▶ [Problem requirements]: Print the entire listing. Each line must match the original exactly.

▶ [Dataset extract]:
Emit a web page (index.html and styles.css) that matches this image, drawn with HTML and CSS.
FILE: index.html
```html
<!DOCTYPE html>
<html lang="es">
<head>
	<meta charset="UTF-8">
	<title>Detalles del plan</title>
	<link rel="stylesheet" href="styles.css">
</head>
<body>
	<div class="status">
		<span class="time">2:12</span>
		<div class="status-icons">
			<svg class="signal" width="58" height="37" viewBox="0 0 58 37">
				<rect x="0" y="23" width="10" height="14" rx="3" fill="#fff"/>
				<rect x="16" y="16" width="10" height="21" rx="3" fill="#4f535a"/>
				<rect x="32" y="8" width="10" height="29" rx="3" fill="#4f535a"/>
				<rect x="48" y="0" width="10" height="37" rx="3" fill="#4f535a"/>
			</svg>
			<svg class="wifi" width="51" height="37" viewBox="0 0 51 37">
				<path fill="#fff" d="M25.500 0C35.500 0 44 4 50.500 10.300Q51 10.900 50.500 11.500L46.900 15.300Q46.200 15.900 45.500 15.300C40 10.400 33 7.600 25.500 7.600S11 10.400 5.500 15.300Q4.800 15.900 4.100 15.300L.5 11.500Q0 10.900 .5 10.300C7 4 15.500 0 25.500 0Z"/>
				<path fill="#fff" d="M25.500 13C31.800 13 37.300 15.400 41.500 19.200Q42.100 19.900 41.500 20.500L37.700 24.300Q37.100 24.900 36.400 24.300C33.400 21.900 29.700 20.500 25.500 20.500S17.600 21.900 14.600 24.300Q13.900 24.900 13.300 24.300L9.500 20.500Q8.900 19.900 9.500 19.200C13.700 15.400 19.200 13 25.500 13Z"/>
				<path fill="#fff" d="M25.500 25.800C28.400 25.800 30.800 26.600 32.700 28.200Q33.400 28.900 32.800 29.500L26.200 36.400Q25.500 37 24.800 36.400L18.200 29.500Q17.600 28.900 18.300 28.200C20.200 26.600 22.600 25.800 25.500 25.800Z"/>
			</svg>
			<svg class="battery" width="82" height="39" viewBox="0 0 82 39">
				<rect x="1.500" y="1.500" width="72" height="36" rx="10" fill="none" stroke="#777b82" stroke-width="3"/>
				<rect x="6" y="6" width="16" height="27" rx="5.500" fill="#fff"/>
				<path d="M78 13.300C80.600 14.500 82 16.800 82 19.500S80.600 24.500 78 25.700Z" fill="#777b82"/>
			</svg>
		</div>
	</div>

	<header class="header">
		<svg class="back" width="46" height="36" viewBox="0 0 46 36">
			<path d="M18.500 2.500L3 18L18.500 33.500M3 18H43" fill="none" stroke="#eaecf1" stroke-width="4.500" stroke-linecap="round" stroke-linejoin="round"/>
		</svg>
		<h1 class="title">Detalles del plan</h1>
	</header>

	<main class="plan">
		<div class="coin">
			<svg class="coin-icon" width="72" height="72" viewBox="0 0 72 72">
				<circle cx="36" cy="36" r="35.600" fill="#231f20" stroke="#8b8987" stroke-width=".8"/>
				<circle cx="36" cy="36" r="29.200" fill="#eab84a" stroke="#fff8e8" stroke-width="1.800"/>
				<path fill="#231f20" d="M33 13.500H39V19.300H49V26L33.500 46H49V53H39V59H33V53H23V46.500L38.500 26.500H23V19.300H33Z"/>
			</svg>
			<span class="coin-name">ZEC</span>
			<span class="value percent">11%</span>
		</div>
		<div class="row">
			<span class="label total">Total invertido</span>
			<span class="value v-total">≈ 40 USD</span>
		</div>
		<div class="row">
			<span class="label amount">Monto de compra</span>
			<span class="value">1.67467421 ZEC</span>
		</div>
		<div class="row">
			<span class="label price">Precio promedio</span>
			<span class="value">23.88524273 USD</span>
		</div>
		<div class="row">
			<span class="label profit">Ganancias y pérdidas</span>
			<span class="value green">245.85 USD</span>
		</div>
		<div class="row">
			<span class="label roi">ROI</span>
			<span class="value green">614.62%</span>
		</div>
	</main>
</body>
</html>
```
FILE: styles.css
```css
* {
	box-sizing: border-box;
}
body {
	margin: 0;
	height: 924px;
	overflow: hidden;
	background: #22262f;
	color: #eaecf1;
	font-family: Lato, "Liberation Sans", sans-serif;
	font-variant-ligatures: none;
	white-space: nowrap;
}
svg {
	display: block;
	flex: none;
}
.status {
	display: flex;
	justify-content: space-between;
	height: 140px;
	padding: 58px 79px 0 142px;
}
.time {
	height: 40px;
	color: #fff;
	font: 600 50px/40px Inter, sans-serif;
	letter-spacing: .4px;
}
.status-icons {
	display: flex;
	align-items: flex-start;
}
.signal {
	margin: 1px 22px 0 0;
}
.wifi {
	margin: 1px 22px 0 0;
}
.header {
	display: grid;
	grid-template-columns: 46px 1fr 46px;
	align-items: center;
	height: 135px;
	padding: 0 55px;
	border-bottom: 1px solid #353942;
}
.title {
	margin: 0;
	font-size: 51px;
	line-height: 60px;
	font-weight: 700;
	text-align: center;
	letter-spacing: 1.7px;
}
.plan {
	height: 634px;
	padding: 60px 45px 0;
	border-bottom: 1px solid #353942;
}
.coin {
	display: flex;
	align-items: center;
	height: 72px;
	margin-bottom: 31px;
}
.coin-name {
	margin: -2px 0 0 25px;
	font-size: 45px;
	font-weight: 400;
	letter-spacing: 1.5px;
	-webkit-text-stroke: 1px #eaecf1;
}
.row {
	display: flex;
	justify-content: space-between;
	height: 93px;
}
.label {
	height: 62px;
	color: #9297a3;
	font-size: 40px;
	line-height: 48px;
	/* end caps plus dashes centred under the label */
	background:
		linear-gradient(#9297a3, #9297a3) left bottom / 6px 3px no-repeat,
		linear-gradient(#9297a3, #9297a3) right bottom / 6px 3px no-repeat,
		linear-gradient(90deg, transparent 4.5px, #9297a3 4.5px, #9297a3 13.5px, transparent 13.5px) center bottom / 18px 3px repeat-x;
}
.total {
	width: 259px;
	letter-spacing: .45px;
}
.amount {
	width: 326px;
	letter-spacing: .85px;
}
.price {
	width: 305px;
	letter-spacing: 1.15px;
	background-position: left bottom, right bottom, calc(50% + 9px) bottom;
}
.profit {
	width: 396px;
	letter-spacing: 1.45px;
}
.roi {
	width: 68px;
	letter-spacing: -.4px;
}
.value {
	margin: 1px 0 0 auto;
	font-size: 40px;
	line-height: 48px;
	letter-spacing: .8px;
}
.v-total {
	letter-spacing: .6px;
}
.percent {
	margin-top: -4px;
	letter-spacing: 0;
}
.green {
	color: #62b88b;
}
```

▶ [Correct result]:
Emit a web page (index.html and styles.css) that matches this image, drawn with HTML and CSS.
FILE: index.html
```html
<!DOCTYPE html>
<html lang="es">
<head>
	<meta charset="UTF-8">
	<title>Detalles del plan</title>
	<link rel="stylesheet" href="styles.css">
</head>
<body>
	<div class="status">
		<span class="time">2:12</span>
		<div class="status-icons">
			<svg class="signal" width="58" height="37" viewBox="0 0 58 37">
				<rect x="0" y="23" width="10" height="14" rx="3" fill="#fff"/>
				<rect x="16" y="16" width="10" height="21" rx="3" fill="#4f535a"/>
				<rect x="32" y="8" width="10" height="29" rx="3" fill="#4f535a"/>
				<rect x="48" y="0" width="10" height="37" rx="3" fill="#4f535a"/>
			</svg>
			<svg class="wifi" width="51" height="37" viewBox="0 0 51 37">
				<path fill="#fff" d="M25.500 0C35.500 0 44 4 50.500 10.300Q51 10.900 50.500 11.500L46.900 15.300Q46.200 15.900 45.500 15.300C40 10.400 33 7.600 25.500 7.600S11 10.400 5.500 15.300Q4.800 15.900 4.100 15.300L.5 11.500Q0 10.900 .5 10.300C7 4 15.500 0 25.500 0Z"/>
				<path fill="#fff" d="M25.500 13C31.800 13 37.300 15.400 41.500 19.200Q42.100 19.900 41.500 20.500L37.700 24.300Q37.100 24.900 36.400 24.300C33.400 21.900 29.700 20.500 25.500 20.500S17.600 21.900 14.600 24.300Q13.900 24.900 13.300 24.300L9.500 20.500Q8.900 19.900 9.500 19.200C13.700 15.400 19.200 13 25.500 13Z"/>
				<path fill="#fff" d="M25.500 25.800C28.400 25.800 30.800 26.600 32.700 28.200Q33.400 28.900 32.800 29.500L26.200 36.400Q25.500 37 24.800 36.400L18.200 29.500Q17.600 28.900 18.300 28.200C20.200 26.600 22.600 25.800 25.500 25.800Z"/>
			</svg>
			<svg class="battery" width="82" height="39" viewBox="0 0 82 39">
				<rect x="1.500" y="1.500" width="72" height="36" rx="10" fill="none" stroke="#777b82" stroke-width="3"/>
				<rect x="6" y="6" width="16" height="27" rx="5.500" fill="#fff"/>
				<path d="M78 13.300C80.600 14.500 82 16.800 82 19.500S80.600 24.500 78 25.700Z" fill="#777b82"/>
			</svg>
		</div>
	</div>

	<header class="header">
		<svg class="back" width="46" height="36" viewBox="0 0 46 36">
			<path d="M18.500 2.500L3 18L18.500 33.500M3 18H43" fill="none" stroke="#eaecf1" stroke-width="4.500" stroke-linecap="round" stroke-linejoin="round"/>
		</svg>
		<h1 class="title">Detalles del plan</h1>
	</header>

	<main class="plan">
		<div class="coin">
			<svg class="coin-icon" width="72" height="72" viewBox="0 0 72 72">
				<circle cx="36" cy="36" r="35.600" fill="#231f20" stroke="#8b8987" stroke-width=".8"/>
				<circle cx="36" cy="36" r="29.200" fill="#eab84a" stroke="#fff8e8" stroke-width="1.800"/>
				<path fill="#231f20" d="M33 13.500H39V19.300H49V26L33.500 46H49V53H39V59H33V53H23V46.500L38.500 26.500H23V19.300H33Z"/>
			</svg>
			<span class="coin-name">ZEC</span>
			<span class="value percent">11%</span>
		</div>
		<div class="row">
			<span class="label total">Total invertido</span>
			<span class="value v-total">≈ 40 USD</span>
		</div>
		<div class="row">
			<span class="label amount">Monto de compra</span>
			<span class="value">1.67467421 ZEC</span>
		</div>
		<div class="row">
			<span class="label price">Precio promedio</span>
			<span class="value">23.88524273 USD</span>
		</div>
		<div class="row">
			<span class="label profit">Ganancias y pérdidas</span>
			<span class="value green">245.85 USD</span>
		</div>
		<div class="row">
			<span class="label roi">ROI</span>
			<span class="value green">614.62%</span>
		</div>
	</main>
</body>
</html>
```
FILE: styles.css
```css
* {
	box-sizing: border-box;
}
body {
	margin: 0;
	height: 924px;
	overflow: hidden;
	background: #22262f;
	color: #eaecf1;
	font-family: Lato, "Liberation Sans", sans-serif;
	font-variant-ligatures: none;
	white-space: nowrap;
}
svg {
	display: block;
	flex: none;
}
.status {
	display: flex;
	justify-content: space-between;
	height: 140px;
	padding: 58px 79px 0 142px;
}
.time {
	height: 40px;
	color: #fff;
	font: 600 50px/40px Inter, sans-serif;
	letter-spacing: .4px;
}
.status-icons {
	display: flex;
	align-items: flex-start;
}
.signal {
	margin: 1px 22px 0 0;
}
.wifi {
	margin: 1px 22px 0 0;
}
.header {
	display: grid;
	grid-template-columns: 46px 1fr 46px;
	align-items: center;
	height: 135px;
	padding: 0 55px;
	border-bottom: 1px solid #353942;
}
.title {
	margin: 0;
	font-size: 51px;
	line-height: 60px;
	font-weight: 700;
	text-align: center;
	letter-spacing: 1.7px;
}
.plan {
	height: 634px;
	padding: 60px 45px 0;
	border-bottom: 1px solid #353942;
}
.coin {
	display: flex;
	align-items: center;
	height: 72px;
	margin-bottom: 31px;
}
.coin-name {
	margin: -2px 0 0 25px;
	font-size: 45px;
	font-weight: 400;
	letter-spacing: 1.5px;
	-webkit-text-stroke: 1px #eaecf1;
}
.row {
	display: flex;
	justify-content: space-between;
	height: 93px;
}
.label {
	height: 62px;
	color: #9297a3;
	font-size: 40px;
	line-height: 48px;
	/* end caps plus dashes centred under the label */
	background:
		linear-gradient(#9297a3, #9297a3) left bottom / 6px 3px no-repeat,
		linear-gradient(#9297a3, #9297a3) right bottom / 6px 3px no-repeat,
		linear-gradient(90deg, transparent 4.5px, #9297a3 4.5px, #9297a3 13.5px, transparent 13.5px) center bottom / 18px 3px repeat-x;
}
.total {
	width: 259px;
	letter-spacing: .45px;
}
.amount {
	width: 326px;
	letter-spacing: .85px;
}
.price {
	width: 305px;
	letter-spacing: 1.15px;
	background-position: left bottom, right bottom, calc(50% + 9px) bottom;
}
.profit {
	width: 396px;
	letter-spacing: 1.45px;
}
.roi {
	width: 68px;
	letter-spacing: -.4px;
}
.value {
	margin: 1px 0 0 auto;
	font-size: 40px;
	line-height: 48px;
	letter-spacing: .8px;
}
.v-total {
	letter-spacing: .6px;
}
.percent {
	margin-top: -4px;
	letter-spacing: 0;
}
.green {
	color: #62b88b;
}
```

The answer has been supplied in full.